Draper has designed and supported the guidance system for all fleet ballistic missiles since the program began in 1955. The Trident II D5, named for the three-pronged spear of mythology’s King Neptune, was developed by Lockheed Martin. The Draper Lab contract extends the life of the D5 missiles to the year 2040 by replacing obsolete components with commercial off-the-shelf hardware. The first flight test of the guidance system was in early 2012 aboard the ballistic missile submarine USS Tennessee.

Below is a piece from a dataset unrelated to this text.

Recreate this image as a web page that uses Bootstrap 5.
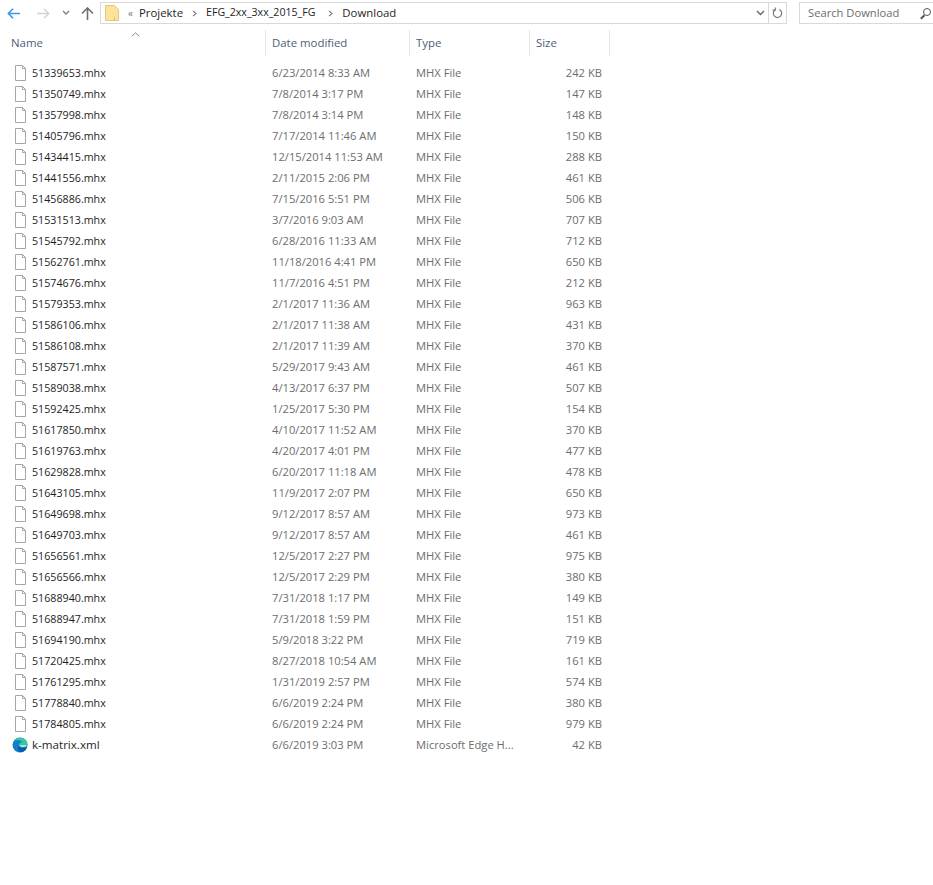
<!DOCTYPE html>
<html lang="en">
<head>
  <meta charset="UTF-8">
  <title>Download</title>
  <link href="https://cdn.jsdelivr.net/npm/bootstrap@5.3.3/dist/css/bootstrap.min.css" rel="stylesheet">
  <style>
    body {
      font-family: "Open Sans", "Noto Sans", sans-serif;
      font-size: 11.2px;
      color: #1e1e1e;
      background: #fff;
      overflow: hidden;
    }
    .toolbar { height: 26px; }
    .nav-btn { width: 20px; height: 21px; flex: none; }
    .nav-back { margin-left: 3px; }
    .nav-fwd { margin-left: 10px; }
    .nav-recent { width: 14px; margin-left: 6px; flex: none; }
    .nav-up { margin-left: 4px; }
    .addr-box {
      width: 687px; height: 22px; margin-left: 3px; padding-left: 4px; flex: none;
      border: 1px solid #d9d9d9; font-size: 11.4px;
    }
    .crumb-sep { color: #777; font-size: 10px; margin-left: 9px; margin-right: 6px; }
    .crumb-arrow { margin: 0 9px; }
    .crumb-long { font-size: 10.6px; margin-right: 4px; }
    .addr-tail { width: 34px; height: 100%; }
    .refresh-cell { width: 18px; height: 100%; border-left: 1px solid #d9d9d9; }
    .search-box {
      width: 134px; height: 22px; margin-left: 12px; padding-left: 8px; flex: none;
      border: 1px solid #d9d9d9; border-right: 0; color: #6d6d6d; font-size: 11.2px;
    }
    .search-text { width: 112px; flex: none; }
    .search-glyph { width: 11px; height: 11px; flex: none; position: relative; }
    .search-glyph::before {
      content: ""; position: absolute; right: 0; top: 0; width: 8px; height: 8px;
      border: 1.3px solid #555; border-radius: 50%;
    }
    .search-glyph::after {
      content: ""; position: absolute; left: 0; top: 8px; width: 5px; height: 1.6px;
      background: #555; transform: rotate(-45deg);
    }
    .head-row { height: 26px; margin-top: 4px; color: #4c607a; position: relative; font-size: 11.4px; }
    .sort-caret { position: absolute; left: 131px; top: 2px; }
    .col-name { width: 265px; padding-left: 11px; }
    .col-date { width: 144px; padding-left: 6px; border-left: 1px solid #e5e5e5; }
    .col-type { width: 120px; padding-left: 6px; border-left: 1px solid #e5e5e5; }
    .col-size { width: 81px; padding-left: 6px; border-left: 1px solid #e5e5e5; border-right: 1px solid #e5e5e5; }
    .head-row > div { height: 26px; line-height: 25px; }
    .file-list { margin-top: 6px; }
    .file-row { height: 21px; line-height: 21px; color: #6d6d6d; }
    .file-row .cell-name { width: 265px; padding-left: 12px; color: #1e1e1e; gap: 4px; font-size: 10.7px; }
    .file-row .cell-name span { padding-top: 1px; }
    .file-row .cell-name.wide-name { font-size: 11.6px; }
    .file-row .cell-name.wide-name span { padding-top: 0; }
    .file-row .cell-date { width: 144px; padding-left: 7px; }
    .file-row .cell-type { width: 120px; padding-left: 7px; }
    .file-row .cell-size { width: 73px; text-align: right; }
  </style>
</head>
<body>
  <div class="toolbar d-flex align-items-center">
    <div class="nav-btn nav-back d-flex align-items-center justify-content-center">
      <svg width="13" height="11" viewBox="0 0 13 11"><path d="M6 .7 1.300 5.500 6 10.300M2 5.500h11" fill="none" stroke="#3a97e6" stroke-width="1.5"/></svg>
    </div>
    <div class="nav-btn nav-fwd d-flex align-items-center justify-content-center">
      <svg width="13" height="11" viewBox="0 0 13 11"><path d="M7 .7l4.700 4.800L7 10.300M11 5.500H0" fill="none" stroke="#d4d4d4" stroke-width="1.5"/></svg>
    </div>
    <div class="nav-recent d-flex align-items-center justify-content-center">
      <svg width="8" height="6" viewBox="0 0 8 6"><path d="M1 1l3 3 3-3" fill="none" stroke="#7d7d7d" stroke-width="1.3"/></svg>
    </div>
    <div class="nav-btn nav-up d-flex align-items-center justify-content-center">
      <svg width="13" height="13" viewBox="0 0 13 13"><path d="M1 6.500 6.500 1 12 6.500M6.500 1.500V13" fill="none" stroke="#6f6f6f" stroke-width="1.6"/></svg>
    </div>
    <div class="addr-box d-flex align-items-center">
      <svg width="14" height="16" viewBox="0 0 14 16"><path d="M.5.500h9l4 4v11H.5z" fill="#fde39a" stroke="#e3c878"/><path d="M9.500 12.500v3" stroke="#e3b95c"/></svg>
      <span class="crumb-sep">&laquo;</span>
      <span>Projekte</span>
      <svg class="crumb-arrow" width="5" height="7" viewBox="0 0 5 7"><path d="M1 .8 4 3.500 1 6.200" fill="none" stroke="#777" stroke-width="1.1"/></svg>
      <span class="crumb-long">EFG_2xx_3xx_2015_FG</span>
      <svg class="crumb-arrow" width="5" height="7" viewBox="0 0 5 7"><path d="M1 .8 4 3.500 1 6.200" fill="none" stroke="#777" stroke-width="1.1"/></svg>
      <span>Download</span>
      <div class="addr-tail ms-auto d-flex align-items-center">
        <div class="flex-grow-1 d-flex justify-content-center">
          <svg width="9" height="6" viewBox="0 0 9 6"><path d="M1 1l3.500 3.500L8 1" fill="none" stroke="#666" stroke-width="1.4"/></svg>
        </div>
        <div class="refresh-cell d-flex align-items-center justify-content-center">
          <svg width="11" height="12" viewBox="0 0 11 12"><path d="M3.600 2.600A4.200 4.200 0 1 0 7.400 2.600M3.300 .4v2.800H.6" fill="none" stroke="#7a7a7a" stroke-width="1.2"/></svg>
        </div>
      </div>
    </div>
    <div class="search-box d-flex align-items-center">
      <span class="search-text">Search Download</span>
      <div class="search-glyph"></div>
    </div>
  </div>

  <div class="head-row d-flex">
    <svg class="sort-caret" width="9" height="5" viewBox="0 0 9 5"><path d="M.7 4.300 4.500.8l3.800 3.500" fill="none" stroke="#8a8a8a"/></svg>
    <div class="col-name">Name</div>
    <div class="col-date">Date modified</div>
    <div class="col-type">Type</div>
    <div class="col-size">Size</div>
  </div>

  <div class="file-list" id="fileList"></div>

  <script>
    const files = [
      ["51339653.mhx", "6/23/2014 8:33 AM", "242 KB"],
      ["51350749.mhx", "7/8/2014 3:17 PM", "147 KB"],
      ["51357998.mhx", "7/8/2014 3:14 PM", "148 KB"],
      ["51405796.mhx", "7/17/2014 11:46 AM", "150 KB"],
      ["51434415.mhx", "12/15/2014 11:53 AM", "288 KB"],
      ["51441556.mhx", "2/11/2015 2:06 PM", "461 KB"],
      ["51456886.mhx", "7/15/2016 5:51 PM", "506 KB"],
      ["51531513.mhx", "3/7/2016 9:03 AM", "707 KB"],
      ["51545792.mhx", "6/28/2016 11:33 AM", "712 KB"],
      ["51562761.mhx", "11/18/2016 4:41 PM", "650 KB"],
      ["51574676.mhx", "11/7/2016 4:51 PM", "212 KB"],
      ["51579353.mhx", "2/1/2017 11:36 AM", "963 KB"],
      ["51586106.mhx", "2/1/2017 11:38 AM", "431 KB"],
      ["51586108.mhx", "2/1/2017 11:39 AM", "370 KB"],
      ["51587571.mhx", "5/29/2017 9:43 AM", "461 KB"],
      ["51589038.mhx", "4/13/2017 6:37 PM", "507 KB"],
      ["51592425.mhx", "1/25/2017 5:30 PM", "154 KB"],
      ["51617850.mhx", "4/10/2017 11:52 AM", "370 KB"],
      ["51619763.mhx", "4/20/2017 4:01 PM", "477 KB"],
      ["51629828.mhx", "6/20/2017 11:18 AM", "478 KB"],
      ["51643105.mhx", "11/9/2017 2:07 PM", "650 KB"],
      ["51649698.mhx", "9/12/2017 8:57 AM", "973 KB"],
      ["51649703.mhx", "9/12/2017 8:57 AM", "461 KB"],
      ["51656561.mhx", "12/5/2017 2:27 PM", "975 KB"],
      ["51656566.mhx", "12/5/2017 2:29 PM", "380 KB"],
      ["51688940.mhx", "7/31/2018 1:17 PM", "149 KB"],
      ["51688947.mhx", "7/31/2018 1:59 PM", "151 KB"],
      ["51694190.mhx", "5/9/2018 3:22 PM", "719 KB"],
      ["51720425.mhx", "8/27/2018 10:54 AM", "161 KB"],
      ["51761295.mhx", "1/31/2019 2:57 PM", "574 KB"],
      ["51778840.mhx", "6/6/2019 2:24 PM", "380 KB"],
      ["51784805.mhx", "6/6/2019 2:24 PM", "979 KB"],
      ["k-matrix.xml", "6/6/2019 3:03 PM", "42 KB", "Microsoft Edge H..."]
    ];

    const pageIcon = `<svg width="16" height="16" viewBox="0 0 16 16"><path d="M3.500.5h7l3 3v12h-10z" fill="#fff" stroke="#a6a6a6"/><path d="M10.500.5v3h3" fill="none" stroke="#a6a6a6"/></svg>`;
    const edgeIcon = `<svg width="16" height="16" viewBox="0 0 16 16"><circle cx="8" cy="8" r="7.500" fill="#1080c8"/><path d="M1.500 4.500C4 .2 11 -.6 14.300 3.600c1.400 1.800 1.500 4.600.7 5.900H6.600C6.300 6.500 9 5 10.500 5 7.500 2.800 3.500 3 1.500 4.500z" fill="#3cc6a0"/><path d="M6.600 8.200c.2 2.600 4 3.700 8.300 1.900-.6 2.400-2.300 4.300-4.500 5-3.500.6-6-2.600-3.800-6.900z" fill="#0b5cab"/><path d="M7.800 8.400h6.800c-.4 1.300-5.400 2.300-6.800 0z" fill="#fff"/></svg>`;

    document.getElementById("fileList").innerHTML = files.map(f => `
      <div class="file-row d-flex">
        <div class="cell-name ${f[3] ? "wide-name" : ""} d-flex align-items-center">${f[3] ? edgeIcon : pageIcon}<span>${f[0]}</span></div>
        <div class="cell-date">${f[1]}</div>
        <div class="cell-type">${f[3] || "MHX File"}</div>
        <div class="cell-size">${f[2]}</div>
      </div>`).join("");
  </script>
  <script src="https://cdn.jsdelivr.net/npm/bootstrap@5.3.3/dist/js/bootstrap.bundle.min.js"></script>
</body>
</html>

In February 2018, Draper signed a $132.9 million contract for Trident’s failure verification, test, repair and recertification of inertial measurement units, electronic assemblies and electronic modules for the U.S. and British systems.

An unarmed Trident II D5 missile launches from the submarine USS Maryland off the coast of Florida on Aug. 31, 2016.
An unarmed Trident II D5 missile launches from the submarine USS Maryland off the coast of Florida on Aug. 31, 2016.

The Trident II Weapons System is the U.S. and British’s primary submarine-launched nuclear ballistic missile fleet. They are launched from the Navy’s 14 Ohio-class ballistic missile submarines and from four British Royal Navy Vanguard-class ballistic-missile submarines. These vessels together carry about half of all U.S. strategic thermonuclear warheads. They are also planned for the Navy’s future Columbia-class submarine. Construction is scheduled to begin in 2021, with the vessels expected to enter service in 2031. Draper has been obligated $189.5 million from fiscal 2019 Navy weapons procurement funds and $1.5 million in United Kingdom funds, none of which will expire at the end of the current fiscal year.